Cinque anni fa il Pd polesano non riuscì ad eleggere un consigliere. E’ fiducioso per queste elezioni?
“Sì, e lo sono perché avere la voce del Pd in Regione vorrà dire portare i problemi del Polesine a Venezia. Nel 2002 il mio primo intervento in aula fu relativo al rovesciamento di una barca, causato da una secca, che provocò la morte di una persona. Ne nacque una battaglia per poter realizzare i pannelli a mare che oggi consentono ai nostri pescatori di rientrare in porto con più tranquillità. Questo significa avere un rappresentante in Regione”.
E oggi, quali sono le battaglie che farebbe?
“Quella per fermare le estrazioni. E si badi bene: oggi c’è una corsa, da parte degli esponenti di centrodestra, a dire che non si faranno, ma sono state proprio Lega, Fdi e Forza Italia a dare il via libera. Se dovessero riprendere, il Polesine finirebbe sott’acqua: quella che stiamo accelerando è la morte del nostro territorio. Siamo in una situazione assurda, come per la pesca”.
Che c’è da fare sulla pesca?
“Va bene pensare di esportare il granchio blu per scopi alimentari, ma non basta. Bisogna studiare gli effetti del cambiamento climatico, portare qui le università perché facciano ricerca. Avere le università vuol dire attirare qui i giovani e ridare vita al territorio, ma anche al fiume e al mare. La filiera è ricerca, innovazione, imprese, occupazione, famiglie. E’ una catena virtuosa che va attivata”.

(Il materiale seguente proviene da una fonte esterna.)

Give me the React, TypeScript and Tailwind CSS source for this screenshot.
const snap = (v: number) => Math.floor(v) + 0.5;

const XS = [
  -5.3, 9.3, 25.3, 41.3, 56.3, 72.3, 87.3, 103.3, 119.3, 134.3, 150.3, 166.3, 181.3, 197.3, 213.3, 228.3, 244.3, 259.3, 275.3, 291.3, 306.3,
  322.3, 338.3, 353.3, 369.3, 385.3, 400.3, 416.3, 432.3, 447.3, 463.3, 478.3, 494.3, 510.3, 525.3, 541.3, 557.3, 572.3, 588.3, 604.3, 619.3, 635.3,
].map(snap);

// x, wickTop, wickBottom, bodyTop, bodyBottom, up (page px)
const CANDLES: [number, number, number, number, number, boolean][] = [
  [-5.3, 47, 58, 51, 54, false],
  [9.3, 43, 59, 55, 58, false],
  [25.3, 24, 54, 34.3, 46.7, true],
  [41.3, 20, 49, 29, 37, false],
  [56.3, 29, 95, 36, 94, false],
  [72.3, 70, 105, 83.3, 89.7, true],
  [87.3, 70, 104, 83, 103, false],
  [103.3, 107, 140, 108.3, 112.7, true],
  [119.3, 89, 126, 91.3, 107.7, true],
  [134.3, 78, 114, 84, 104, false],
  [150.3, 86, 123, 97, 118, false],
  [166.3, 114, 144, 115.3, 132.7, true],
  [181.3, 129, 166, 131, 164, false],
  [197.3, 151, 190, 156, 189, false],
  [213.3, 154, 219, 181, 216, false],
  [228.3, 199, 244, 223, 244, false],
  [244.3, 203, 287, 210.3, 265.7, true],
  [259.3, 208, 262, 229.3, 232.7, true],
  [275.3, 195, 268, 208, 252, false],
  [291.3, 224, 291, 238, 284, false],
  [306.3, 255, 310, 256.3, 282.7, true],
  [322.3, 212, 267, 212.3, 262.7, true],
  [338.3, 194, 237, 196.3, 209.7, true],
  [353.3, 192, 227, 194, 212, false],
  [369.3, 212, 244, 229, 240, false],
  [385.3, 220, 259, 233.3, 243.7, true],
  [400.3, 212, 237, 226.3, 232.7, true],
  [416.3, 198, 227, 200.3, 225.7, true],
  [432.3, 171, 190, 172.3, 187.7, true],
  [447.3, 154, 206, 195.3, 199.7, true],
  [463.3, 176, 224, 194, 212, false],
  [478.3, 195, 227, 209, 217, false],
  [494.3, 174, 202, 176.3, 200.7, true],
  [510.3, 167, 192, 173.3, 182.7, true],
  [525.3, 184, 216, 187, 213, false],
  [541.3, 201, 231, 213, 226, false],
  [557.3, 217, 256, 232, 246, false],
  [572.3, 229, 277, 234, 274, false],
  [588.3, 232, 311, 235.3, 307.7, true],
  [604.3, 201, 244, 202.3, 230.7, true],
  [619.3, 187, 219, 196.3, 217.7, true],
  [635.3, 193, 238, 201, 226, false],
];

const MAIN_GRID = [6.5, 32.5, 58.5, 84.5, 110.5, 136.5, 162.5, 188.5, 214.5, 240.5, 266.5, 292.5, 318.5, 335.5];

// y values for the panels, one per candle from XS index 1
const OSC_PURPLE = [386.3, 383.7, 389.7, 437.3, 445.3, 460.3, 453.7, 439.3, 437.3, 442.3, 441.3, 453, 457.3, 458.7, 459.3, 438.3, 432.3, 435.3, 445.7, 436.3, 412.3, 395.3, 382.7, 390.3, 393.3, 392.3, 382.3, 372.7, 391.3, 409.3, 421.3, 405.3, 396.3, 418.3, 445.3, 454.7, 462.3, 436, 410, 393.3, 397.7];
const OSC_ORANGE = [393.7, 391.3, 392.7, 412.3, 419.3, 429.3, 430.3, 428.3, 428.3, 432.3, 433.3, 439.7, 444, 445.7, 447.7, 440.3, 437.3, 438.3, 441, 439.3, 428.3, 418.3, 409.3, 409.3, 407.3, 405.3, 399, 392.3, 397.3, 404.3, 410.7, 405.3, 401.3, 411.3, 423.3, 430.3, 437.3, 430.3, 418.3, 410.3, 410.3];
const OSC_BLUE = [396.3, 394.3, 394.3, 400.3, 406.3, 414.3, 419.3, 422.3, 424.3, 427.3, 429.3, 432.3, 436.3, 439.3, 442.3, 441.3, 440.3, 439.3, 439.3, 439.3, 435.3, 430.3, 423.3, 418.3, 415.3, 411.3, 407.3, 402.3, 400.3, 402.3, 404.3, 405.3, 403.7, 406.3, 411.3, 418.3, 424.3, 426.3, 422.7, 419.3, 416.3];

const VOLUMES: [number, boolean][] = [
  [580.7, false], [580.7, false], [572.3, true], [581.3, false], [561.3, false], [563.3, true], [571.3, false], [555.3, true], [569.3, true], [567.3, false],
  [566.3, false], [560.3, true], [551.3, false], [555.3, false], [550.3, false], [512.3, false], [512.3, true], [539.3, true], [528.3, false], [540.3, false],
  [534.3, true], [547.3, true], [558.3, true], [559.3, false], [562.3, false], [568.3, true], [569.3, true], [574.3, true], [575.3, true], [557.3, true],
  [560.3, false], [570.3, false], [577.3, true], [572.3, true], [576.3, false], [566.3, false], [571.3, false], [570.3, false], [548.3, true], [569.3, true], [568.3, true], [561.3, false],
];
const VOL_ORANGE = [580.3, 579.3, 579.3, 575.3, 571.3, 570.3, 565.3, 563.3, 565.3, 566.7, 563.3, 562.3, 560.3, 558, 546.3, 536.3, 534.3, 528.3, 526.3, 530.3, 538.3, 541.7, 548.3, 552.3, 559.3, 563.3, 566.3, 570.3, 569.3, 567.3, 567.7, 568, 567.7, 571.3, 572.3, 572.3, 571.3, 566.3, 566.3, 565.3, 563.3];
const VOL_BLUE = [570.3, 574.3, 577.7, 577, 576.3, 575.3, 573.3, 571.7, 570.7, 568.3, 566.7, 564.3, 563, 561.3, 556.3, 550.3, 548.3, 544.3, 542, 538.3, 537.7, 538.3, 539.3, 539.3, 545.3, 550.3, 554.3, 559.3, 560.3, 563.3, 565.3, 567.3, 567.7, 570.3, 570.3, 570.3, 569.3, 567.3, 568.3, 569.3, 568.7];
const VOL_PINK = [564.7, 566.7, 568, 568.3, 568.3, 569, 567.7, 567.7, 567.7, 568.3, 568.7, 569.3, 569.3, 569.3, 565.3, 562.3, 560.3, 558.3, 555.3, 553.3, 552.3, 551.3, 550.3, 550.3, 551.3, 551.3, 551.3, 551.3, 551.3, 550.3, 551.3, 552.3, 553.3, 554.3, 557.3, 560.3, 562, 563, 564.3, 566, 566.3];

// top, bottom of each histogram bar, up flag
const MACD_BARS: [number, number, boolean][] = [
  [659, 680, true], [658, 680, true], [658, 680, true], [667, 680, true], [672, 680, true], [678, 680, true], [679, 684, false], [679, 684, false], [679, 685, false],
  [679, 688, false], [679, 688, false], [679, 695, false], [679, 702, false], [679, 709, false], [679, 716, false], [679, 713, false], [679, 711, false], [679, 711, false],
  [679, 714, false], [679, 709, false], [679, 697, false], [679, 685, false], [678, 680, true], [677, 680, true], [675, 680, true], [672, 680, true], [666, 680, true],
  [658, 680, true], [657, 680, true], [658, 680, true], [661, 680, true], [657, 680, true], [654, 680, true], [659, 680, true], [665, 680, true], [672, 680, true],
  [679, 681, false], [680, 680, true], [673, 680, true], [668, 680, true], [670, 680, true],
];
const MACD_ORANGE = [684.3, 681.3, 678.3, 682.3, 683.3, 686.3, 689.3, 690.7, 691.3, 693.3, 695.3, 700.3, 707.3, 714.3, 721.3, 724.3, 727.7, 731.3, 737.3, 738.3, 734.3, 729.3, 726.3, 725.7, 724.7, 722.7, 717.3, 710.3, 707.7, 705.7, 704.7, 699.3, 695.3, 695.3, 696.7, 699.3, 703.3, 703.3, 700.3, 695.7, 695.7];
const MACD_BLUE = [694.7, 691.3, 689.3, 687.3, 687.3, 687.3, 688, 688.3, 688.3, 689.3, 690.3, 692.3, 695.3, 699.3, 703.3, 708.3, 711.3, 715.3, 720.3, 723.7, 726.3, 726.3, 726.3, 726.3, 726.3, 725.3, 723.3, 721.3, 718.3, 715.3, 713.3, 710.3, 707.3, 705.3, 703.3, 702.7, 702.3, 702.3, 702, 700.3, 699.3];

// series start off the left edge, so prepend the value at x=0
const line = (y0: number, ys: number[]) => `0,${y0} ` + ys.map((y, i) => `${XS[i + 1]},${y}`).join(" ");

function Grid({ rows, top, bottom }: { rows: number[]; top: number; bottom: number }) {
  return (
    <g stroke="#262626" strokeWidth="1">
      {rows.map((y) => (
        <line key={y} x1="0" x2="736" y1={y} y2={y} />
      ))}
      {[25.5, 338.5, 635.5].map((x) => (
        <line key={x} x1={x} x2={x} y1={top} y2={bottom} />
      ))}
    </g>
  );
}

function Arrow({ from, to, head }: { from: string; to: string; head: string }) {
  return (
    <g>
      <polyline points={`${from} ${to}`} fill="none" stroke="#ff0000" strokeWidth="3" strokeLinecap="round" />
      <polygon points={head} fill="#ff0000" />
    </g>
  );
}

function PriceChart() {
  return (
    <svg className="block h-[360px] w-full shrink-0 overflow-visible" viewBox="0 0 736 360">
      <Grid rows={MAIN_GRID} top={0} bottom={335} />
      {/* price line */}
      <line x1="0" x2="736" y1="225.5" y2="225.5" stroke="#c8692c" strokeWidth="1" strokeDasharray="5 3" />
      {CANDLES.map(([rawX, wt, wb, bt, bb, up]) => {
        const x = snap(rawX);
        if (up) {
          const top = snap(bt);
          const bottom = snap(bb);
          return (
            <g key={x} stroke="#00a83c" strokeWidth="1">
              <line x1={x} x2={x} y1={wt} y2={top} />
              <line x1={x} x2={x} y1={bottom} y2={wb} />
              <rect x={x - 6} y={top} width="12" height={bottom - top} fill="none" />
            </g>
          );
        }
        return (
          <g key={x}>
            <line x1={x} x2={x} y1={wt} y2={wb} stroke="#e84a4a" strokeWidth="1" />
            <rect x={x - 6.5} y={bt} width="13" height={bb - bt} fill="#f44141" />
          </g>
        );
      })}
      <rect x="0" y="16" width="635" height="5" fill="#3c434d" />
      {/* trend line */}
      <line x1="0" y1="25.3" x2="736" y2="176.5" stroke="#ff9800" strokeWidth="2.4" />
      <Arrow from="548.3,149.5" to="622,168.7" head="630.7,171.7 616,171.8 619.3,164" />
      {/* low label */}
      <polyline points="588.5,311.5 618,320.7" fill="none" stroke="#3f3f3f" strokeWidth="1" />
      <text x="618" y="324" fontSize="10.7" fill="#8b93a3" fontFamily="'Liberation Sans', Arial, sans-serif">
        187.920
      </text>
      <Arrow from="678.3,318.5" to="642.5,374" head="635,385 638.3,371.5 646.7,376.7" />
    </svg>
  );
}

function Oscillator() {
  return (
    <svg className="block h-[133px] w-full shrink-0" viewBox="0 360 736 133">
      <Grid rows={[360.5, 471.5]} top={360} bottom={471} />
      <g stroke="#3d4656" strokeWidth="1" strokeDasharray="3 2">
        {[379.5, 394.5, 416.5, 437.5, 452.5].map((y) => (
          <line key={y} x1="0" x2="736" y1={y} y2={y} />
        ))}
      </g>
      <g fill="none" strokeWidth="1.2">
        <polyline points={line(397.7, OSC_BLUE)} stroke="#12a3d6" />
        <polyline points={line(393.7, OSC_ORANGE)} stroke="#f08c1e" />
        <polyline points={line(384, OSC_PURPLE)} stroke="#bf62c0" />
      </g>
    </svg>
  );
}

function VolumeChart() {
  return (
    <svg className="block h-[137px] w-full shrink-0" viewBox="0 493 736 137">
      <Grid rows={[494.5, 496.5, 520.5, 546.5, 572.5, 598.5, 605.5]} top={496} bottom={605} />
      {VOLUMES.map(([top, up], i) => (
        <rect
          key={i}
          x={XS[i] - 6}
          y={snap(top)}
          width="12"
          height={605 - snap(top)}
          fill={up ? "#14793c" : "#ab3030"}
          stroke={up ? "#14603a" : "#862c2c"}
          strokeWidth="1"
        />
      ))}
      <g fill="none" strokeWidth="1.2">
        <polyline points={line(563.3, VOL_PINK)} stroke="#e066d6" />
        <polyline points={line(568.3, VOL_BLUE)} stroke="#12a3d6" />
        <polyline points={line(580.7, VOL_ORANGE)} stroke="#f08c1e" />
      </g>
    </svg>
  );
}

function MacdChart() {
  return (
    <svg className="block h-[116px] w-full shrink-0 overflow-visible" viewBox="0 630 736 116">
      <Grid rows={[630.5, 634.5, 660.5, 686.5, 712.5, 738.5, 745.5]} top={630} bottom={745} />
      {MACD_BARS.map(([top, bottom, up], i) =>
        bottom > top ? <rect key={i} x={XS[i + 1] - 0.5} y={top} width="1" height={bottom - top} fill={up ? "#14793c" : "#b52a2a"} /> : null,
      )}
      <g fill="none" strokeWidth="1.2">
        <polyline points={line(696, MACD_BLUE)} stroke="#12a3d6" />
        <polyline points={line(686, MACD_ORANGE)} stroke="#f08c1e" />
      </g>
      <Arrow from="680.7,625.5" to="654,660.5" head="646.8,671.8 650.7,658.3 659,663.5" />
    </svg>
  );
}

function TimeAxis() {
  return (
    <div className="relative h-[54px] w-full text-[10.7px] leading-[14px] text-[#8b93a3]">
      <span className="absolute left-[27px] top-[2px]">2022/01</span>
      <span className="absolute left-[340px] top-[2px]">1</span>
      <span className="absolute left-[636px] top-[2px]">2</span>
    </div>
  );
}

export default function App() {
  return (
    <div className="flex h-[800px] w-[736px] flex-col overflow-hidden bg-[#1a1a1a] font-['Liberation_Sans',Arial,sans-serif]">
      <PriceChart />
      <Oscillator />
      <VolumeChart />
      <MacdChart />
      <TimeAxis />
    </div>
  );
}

Si parla molto di Delta, ma l’Alto Polesine?
“Il Distretto della Giostra realizza cose che nessuno al mondo riesce neanche a immaginare. Ma ha un problema: il reperimento della manodopera. E la ricetta è la stessa: formazione scolastica e professionale. E per le aree in via di spopolamento, l’Emilia Romagna dà l’esempio: asili nido gratis, trasporti gratis e contributi a fondo perduto per le giovani famiglie che scelgono di abitare nelle aree cosiddette disagiate. E poi c’è il tema della casa”.
In che senso?
“Nell’Alto Polesine sono cresciuti i poli logistici, ma mancano gli alloggi per i lavoratori. E allora, serve una grande riforma delle Ater, con una sovra-agenzia che metta in modo un fondo di rotazione con le banche del territorio per recuperare i troppi fabbricati fatiscenti”.
E la Zls?
“Ci sono imprese che l’hanno utilizzata e sono riuscite a fare innovazione, ma a un tessuto come il nostro, fatto di imprese medie e piccole, non possiamo chiedere sforzi economici esagerati, specie in questo momento. Non possiamo dire loro: investi, e il prossimo anno vedremo. Serve certezza sulle risorse, a lungo termine”.